Now for the planned switch to Vulcan I learned two things: First, that draw commands are supposedly CPU cheaper than in OpenGL. Second, that it is possible to define the dynamic stencil ref state of a pipeline using VkDynamicState, VK_DYNAMIC_STATE_STENCIL_REFERENCE and vkCmdSetStencilReference.

So my question is, what do you think would be more performant for the upcoming Vulkan implementation:

  1. Port the blending/GL_EXT_shader_framebuffer_fetch based solution to Vulkan with one drawcall per VBO.

  2. Port the original solution with multiple drawcalls per VBO using VkDynamicState and replacing each glStencilFunc call with a vkCmdSetStencilReference call.

I hesitate using the GL_EXT_shader_framebuffer_fetch solution unless it is absolutely necessary because it is not available on all platforms, discard might be GPU expensive and I have to take additional care how the framebuffer is used so I’d be quite happy if Vulkan/VkDynamicState made it superfluous.

From the following link (on the ARM website), it sounds like to get the Vulkan equivalent of OpenGL ES’s EXT_shader_framebuffer_fetch / ARM_shader_framebuffer_fetch_depth_stencil and EXT_shader_pixel_local_storage, you encode each group of draw calls in Vulkan as separate sub-passes within a single, shared renderpass.
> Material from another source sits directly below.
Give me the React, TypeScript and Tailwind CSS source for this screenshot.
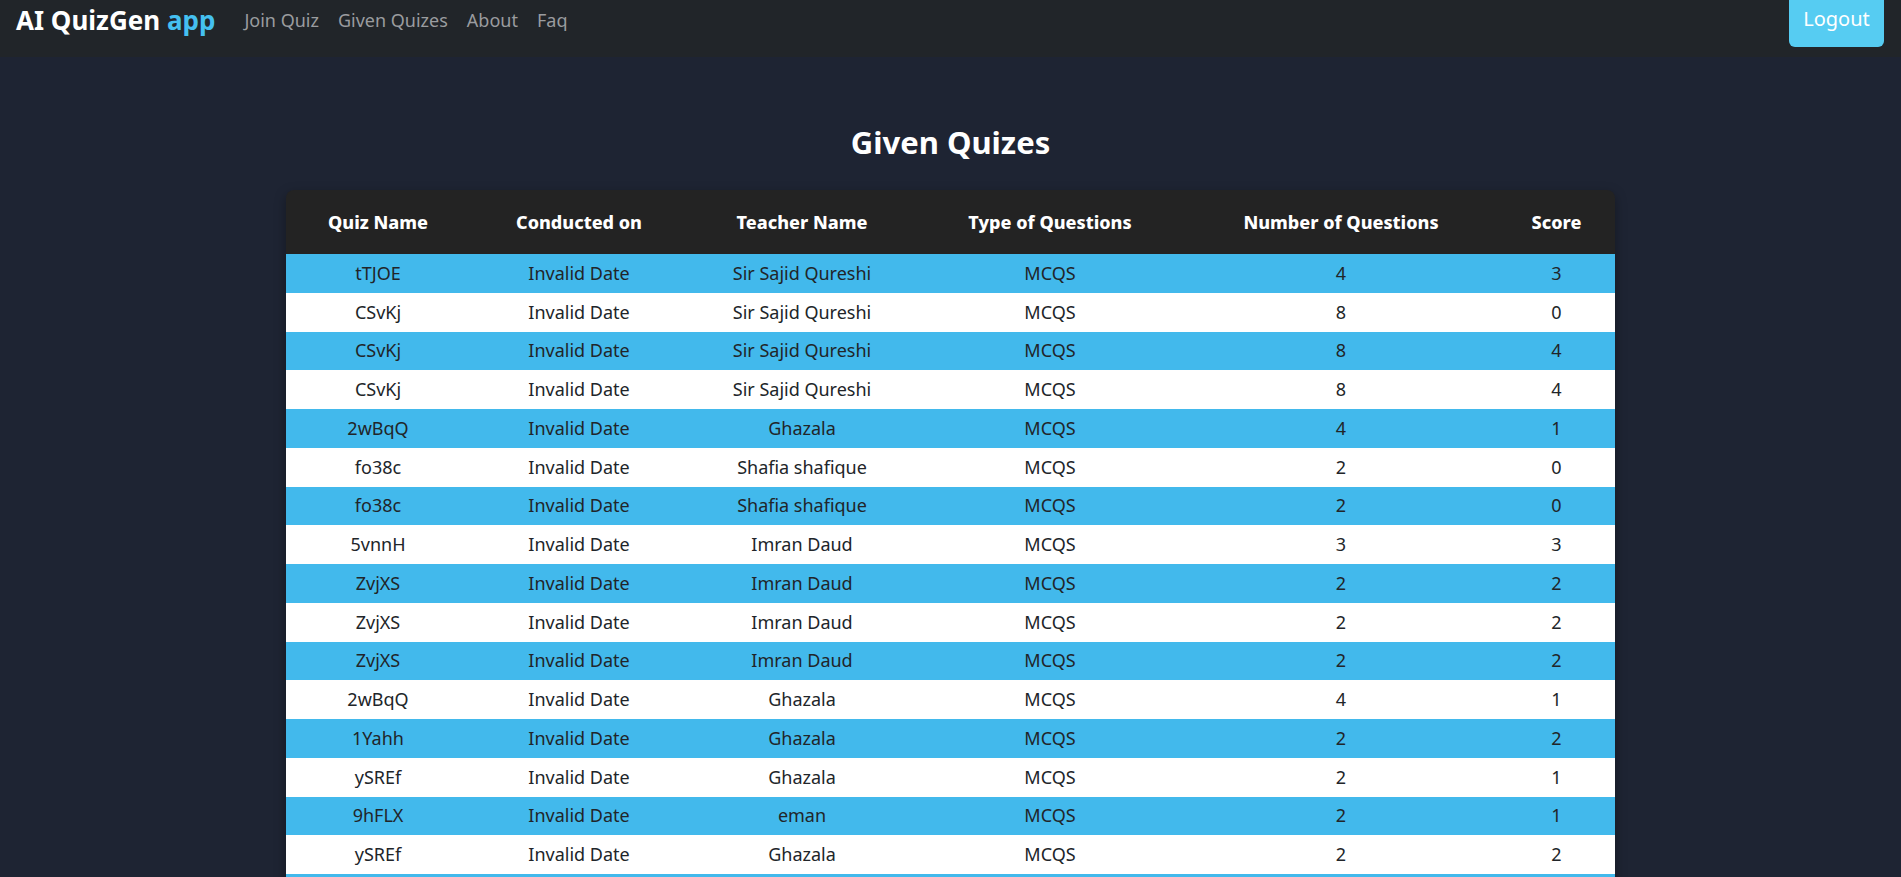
import React from 'react';

type Row = {
  quiz: string;
  date: string;
  teacher: string;
  type: string;
  count: number;
  score: number;
};

const rows: Row[] = [
  { quiz: 'tTJOE', date: 'Invalid Date', teacher: 'Sir Sajid Qureshi', type: 'MCQS', count: 4, score: 3 },
  { quiz: 'CSvKj', date: 'Invalid Date', teacher: 'Sir Sajid Qureshi', type: 'MCQS', count: 8, score: 0 },
  { quiz: 'CSvKj', date: 'Invalid Date', teacher: 'Sir Sajid Qureshi', type: 'MCQS', count: 8, score: 4 },
  { quiz: 'CSvKj', date: 'Invalid Date', teacher: 'Sir Sajid Qureshi', type: 'MCQS', count: 8, score: 4 },
  { quiz: '2wBqQ', date: 'Invalid Date', teacher: 'Ghazala', type: 'MCQS', count: 4, score: 1 },
  { quiz: 'fo38c', date: 'Invalid Date', teacher: 'Shafia shafique', type: 'MCQS', count: 2, score: 0 },
  { quiz: 'fo38c', date: 'Invalid Date', teacher: 'Shafia shafique', type: 'MCQS', count: 2, score: 0 },
  { quiz: '5vnnH', date: 'Invalid Date', teacher: 'Imran Daud', type: 'MCQS', count: 3, score: 3 },
  { quiz: 'ZvjXS', date: 'Invalid Date', teacher: 'Imran Daud', type: 'MCQS', count: 2, score: 2 },
  { quiz: 'ZvjXS', date: 'Invalid Date', teacher: 'Imran Daud', type: 'MCQS', count: 2, score: 2 },
  { quiz: 'ZvjXS', date: 'Invalid Date', teacher: 'Imran Daud', type: 'MCQS', count: 2, score: 2 },
  { quiz: '2wBqQ', date: 'Invalid Date', teacher: 'Ghazala', type: 'MCQS', count: 4, score: 1 },
  { quiz: '1Yahh', date: 'Invalid Date', teacher: 'Ghazala', type: 'MCQS', count: 2, score: 2 },
  { quiz: 'ySREf', date: 'Invalid Date', teacher: 'Ghazala', type: 'MCQS', count: 2, score: 1 },
  { quiz: '9hFLX', date: 'Invalid Date', teacher: 'eman', type: 'MCQS', count: 2, score: 1 },
  { quiz: 'ySREf', date: 'Invalid Date', teacher: 'Ghazala', type: 'MCQS', count: 2, score: 2 },
  { quiz: 'eman1', date: 'Invalid Date', teacher: 'eman', type: 'MCQS', count: 2, score: 1 },
];

const cols = 'grid grid-cols-[184px_218px_228px_268px_314px_117px]';

export default function App() {
  return (
    <div className="min-h-screen bg-[#1e2433]" style={{ fontFamily: '"Noto Sans", "Open Sans", sans-serif' }}>
      <nav className="flex h-[57px] items-start justify-between bg-[#212529] pl-4 pr-[17px]">
        <div className="flex items-center gap-[29px] pt-[1px]">
          <a className="text-[26px] font-bold text-white">
            AI QuizGen <span className="text-[#45c0f0]">app</span>
          </a>
          <div className="flex items-center gap-[19px] text-[18px] text-[#9a9c9f]">
            <a>Join Quiz</a>
            <a>Given Quizes</a>
            <a>About</a>
            <a>Faq</a>
          </div>
        </div>
        <button className="h-[47px] w-[95px] rounded-b-md bg-[#56ccf2] pb-[10px] text-[20px] text-white">Logout</button>
      </nav>

      <main className="flex flex-col items-center">
        <h1 className="mt-[65px] h-[68px] text-[31px] font-bold leading-[40px] text-white">Given Quizes</h1>

        <div className="w-[1329px] overflow-hidden rounded-t-lg shadow-[0_4px_12px_rgba(0,0,0,0.35)]">
          <div className={`${cols} h-[64px] items-center bg-[#232323] text-center text-[18px] font-extrabold text-white`}>
            <div>Quiz Name</div>
            <div>Conducted on</div>
            <div>Teacher Name</div>
            <div>Type of Questions</div>
            <div>Number of Questions</div>
            <div>Score</div>
          </div>
          {rows.map((r, i) => (
            <div
              key={i}
              className={`${cols} h-[38.75px] items-center text-center text-[18px] text-[#212529] ${
                i % 2 === 0 ? 'bg-[#42b9ec]' : 'bg-white'
              }`}
            >
              <div>{r.quiz}</div>
              <div>{r.date}</div>
              <div>{r.teacher}</div>
              <div>{r.type}</div>
              <div>{r.count}</div>
              <div>{r.score}</div>
            </div>
          ))}
        </div>
      </main>
    </div>
  );
}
As the articles describes, all subpasses within a render pass will be iteratively rasterized for a single screen tile using shared on-chip cache for the tile framebuffer. So subsequent subpasses can cheaply read the framebuffer results from prior subpasses in that same render pass via the on-chip tile framebuffer.
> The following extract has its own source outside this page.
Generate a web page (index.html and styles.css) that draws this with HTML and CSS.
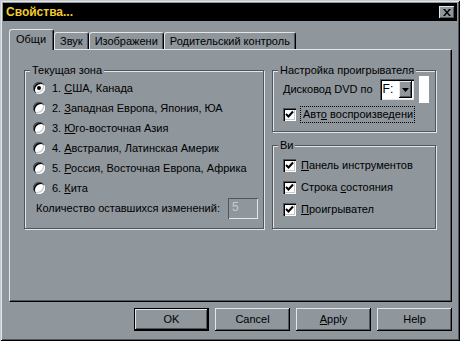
FILE: index.html
```html
<!DOCTYPE html>
<html lang="ru">
<head>
  <meta charset="UTF-8">
  <title>Свойства...</title>
  <link rel="stylesheet" href="styles.css">
</head>
<body>
  <div class="window">
    <div class="titlebar">
      <span class="title">Свойства...</span>
      <span class="close">
        <svg width="8" height="7" viewBox="0 0 8 7"><path d="M0 0h2l2 2.4L6 0h2L5 3.5 8 7H6L4 4.6 2 7H0l3-3.5z" fill="#000"/></svg>
      </span>
    </div>

    <div class="tabs">
      <div class="tab active">Общи</div>
      <div class="tab">Звук</div>
      <div class="tab">Изображени</div>
      <div class="tab">Родительский контроль</div>
    </div>

    <div class="panel">
      <div class="group zone">
        <span class="legend">Текущая зона</span>
        <div class="option"><span class="radio checked"></span><span>1. <u>С</u>ША, Канада</span></div>
        <div class="option"><span class="radio"></span><span>2. <u>З</u>ападная Европа, Япония, ЮА</span></div>
        <div class="option"><span class="radio"></span><span>3. <u>Ю</u>го-восточная Азия</span></div>
        <div class="option"><span class="radio"></span><span>4. <u>А</u>встралия, Латинская Америк</span></div>
        <div class="option"><span class="radio"></span><span>5. <u>Р</u>оссия, Восточная Европа, Африка</span></div>
        <div class="option"><span class="radio"></span><span>6. <u>К</u>ита</span></div>
        <div class="count">
          <span>Количество оставшихся изменений:</span>
          <span class="count-box">5</span>
        </div>
      </div>

      <div class="side">
        <div class="group player">
          <span class="legend">Настройка проигрывателя</span>
          <div class="drive-row">
            <span>Дисковод DVD по</span>
            <span class="combo">
              <span class="combo-value">F:</span>
              <span class="combo-btn">
                <svg width="7" height="4" viewBox="0 0 7 4"><path d="M0 0h7L3.5 4z" fill="#000"/></svg>
              </span>
            </span>
            <span class="combo-edge"></span>
          </div>
          <div class="check-row">
            <span class="check"><svg width="9" height="9" viewBox="0 0 9 9"><path d="M1 4l2.5 2.5L8 1.5" fill="none" stroke="#000" stroke-width="2"/></svg></span>
            <span class="focus">Авт<u>о</u> воспроизведени</span>
          </div>
        </div>

        <div class="group view">
          <span class="legend">Ви</span>
          <div class="check-row">
            <span class="check"><svg width="9" height="9" viewBox="0 0 9 9"><path d="M1 4l2.5 2.5L8 1.5" fill="none" stroke="#000" stroke-width="2"/></svg></span>
            <span><u>П</u>анель инструментов</span>
          </div>
          <div class="check-row">
            <span class="check"><svg width="9" height="9" viewBox="0 0 9 9"><path d="M1 4l2.5 2.5L8 1.5" fill="none" stroke="#000" stroke-width="2"/></svg></span>
            <span>Строка <u>с</u>остояния</span>
          </div>
          <div class="check-row">
            <span class="check"><svg width="9" height="9" viewBox="0 0 9 9"><path d="M1 4l2.5 2.5L8 1.5" fill="none" stroke="#000" stroke-width="2"/></svg></span>
            <span><u>П</u>роигрывател</span>
          </div>
        </div>
      </div>
    </div>

    <div class="buttons">
      <button class="btn default">OK</button>
      <button class="btn">Cancel</button>
      <button class="btn"><u>A</u>pply</button>
      <button class="btn">Help</button>
    </div>
  </div>
</body>
</html>
```

FILE: styles.css
```css
/* Reset */
* {
  margin: 0;
  padding: 0;
  box-sizing: border-box;
}

body {
  font-family: 'Liberation Sans', Arial, sans-serif;
  font-size: 11px;
  line-height: 13px;
  color: #000;
  background: #8f969c;
}

u {
  text-decoration: underline;
  text-underline-offset: 1px;
}

/* Window frame */
.window {
  width: 460px;
  height: 341px;
  padding: 3px;
  background: #8f969c;
  box-shadow: inset 1px 1px #c6cacd, inset -1px -1px #000,
              inset 2px 2px #e4e7ea, inset -2px -2px #50565b;
}

.titlebar {
  display: flex;
  align-items: center;
  justify-content: space-between;
  height: 18px;
  padding: 0 2px 0 3px;
  background: #000;
}

.title {
  color: #f2cc2e;
  font-size: 12px;
  font-weight: bold;
}

.close {
  display: flex;
  align-items: center;
  justify-content: center;
  width: 16px;
  height: 13px;
  background: #8f969c;
  box-shadow: inset -1px -1px #000, inset 1px 1px #e4e7ea, inset -2px -2px #50565b;
}

/* Tabs */
.tabs {
  display: flex;
  align-items: flex-end;
  height: 20px;
  margin: 8px 0 0 6px;
}

.tab {
  height: 17px;
  padding: 0 5px;
  line-height: 16px;
  border: 1px solid #e4e7ea;
  border-right-color: #000;
  border-bottom: none;
  border-radius: 3px 3px 0 0;
  box-shadow: inset -1px 0 #50565b;
}

.tab.active {
  position: relative;
  z-index: 1;
  height: 21px;
  margin-bottom: -1px;
  padding: 0 7px 0 6px;
  line-height: 19px;
  background: #8f969c;
}

/* Tab page */
.panel {
  display: flex;
  align-items: flex-start;
  gap: 8px;
  width: 443px;
  height: 253px;
  margin-left: 6px;
  padding: 20px 0 0 14px;
  border: 1px solid;
  border-color: #e4e7ea #000 #000 #e4e7ea;
  box-shadow: inset -1px -1px #50565b;
}

.group {
  position: relative;
  border: 1px solid #50565b;
  box-shadow: 1px 1px #e4e7ea, inset 1px 1px #e4e7ea;
}

.legend {
  position: absolute;
  top: -7px;
  left: 5px;
  padding: 0 2px;
  background: #8f969c;
}

.zone {
  width: 240px;
  padding: 7px 5px 9px 8px;
}

.option {
  display: flex;
  align-items: center;
  gap: 7px;
  height: 20px;
}

.radio {
  position: relative;
  width: 12px;
  height: 12px;
  border-radius: 50%;
  background: #fff;
  box-shadow: inset 1px 1px #50565b, inset 2px 2px #000, inset -1px -1px #fff, inset -2px -2px #c6cacd;
}

.radio.checked::after {
  content: '';
  position: absolute;
  top: 4px;
  left: 4px;
  width: 4px;
  height: 4px;
  border-radius: 50%;
  background: #000;
}

.count {
  display: flex;
  align-items: center;
  height: 21px;
  padding-left: 3px;
}

.count-box {
  width: 30px;
  height: 21px;
  margin-left: auto;
  padding: 3px 0 0 4px;
  font-size: 12px;
  color: #c6cacd;
  box-shadow: inset 1px 1px #50565b, inset -1px -1px #e4e7ea;
}

.side {
  display: flex;
  flex-direction: column;
  gap: 13px;
  width: 164px;
}

.player {
  padding: 8px 0 8px 10px;
}

.view {
  display: flex;
  flex-direction: column;
  gap: 6px;
  padding: 11px 0 11px 10px;
}

.drive-row {
  display: flex;
  align-items: center;
  height: 21px;
}

.combo {
  display: flex;
  width: 34px;
  height: 21px;
  margin-left: 7px;
  padding: 2px;
  background: #fff;
  box-shadow: inset 1px 1px #50565b, inset 2px 2px #000, inset -1px -1px #e4e7ea;
}

.combo-value {
  flex: 1;
  padding-left: 1px;
  font-size: 12px;
  line-height: 17px;
}

.combo-btn {
  display: flex;
  align-items: center;
  justify-content: center;
  width: 13px;
  height: 17px;
  background: #8f969c;
  box-shadow: inset -1px -1px #000, inset 1px 1px #e4e7ea, inset -2px -2px #50565b;
}

.combo-edge {
  width: 10px;
  height: 27px;
  margin-left: 5px;
  background: #fff;
}

.check-row {
  display: flex;
  align-items: center;
  gap: 5px;
  height: 16px;
}

.player .check-row {
  height: 17px;
  margin-top: 6px;
  gap: 4px;
}

.check {
  display: flex;
  align-items: center;
  justify-content: center;
  width: 13px;
  height: 13px;
  background: #fff;
  box-shadow: inset 1px 1px #50565b, inset 2px 2px #000, inset -1px -1px #fff, inset -2px -2px #c6cacd;
}

.focus {
  padding: 1px 1px 1px 2px;
  border: 1px dotted #000;
}

/* Dialog buttons */
.buttons {
  display: flex;
  justify-content: flex-end;
  gap: 6px;
  margin-top: 6px;
  padding-right: 5px;
}

.btn {
  display: flex;
  align-items: center;
  justify-content: center;
  width: 75px;
  height: 23px;
  border: none;
  font: inherit;
  color: #000;
  background: #8f969c;
  box-shadow: inset -1px -1px #000, inset 1px 1px #e4e7ea, inset -2px -2px #50565b;
}

.btn.default {
  border: 1px solid #000;
}
```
Interesting, I shall have a look at it.

What remains is the second part of the question: On Vulkan, will

  1. a two-pass approach, that discards pixels in the second pass based on the results from the first pass with one drawcall per pass

be faster than

  1. a one-pass multiple-drawcall approach that only switches stencil reference value between drawcalls using VkDynamicState.

?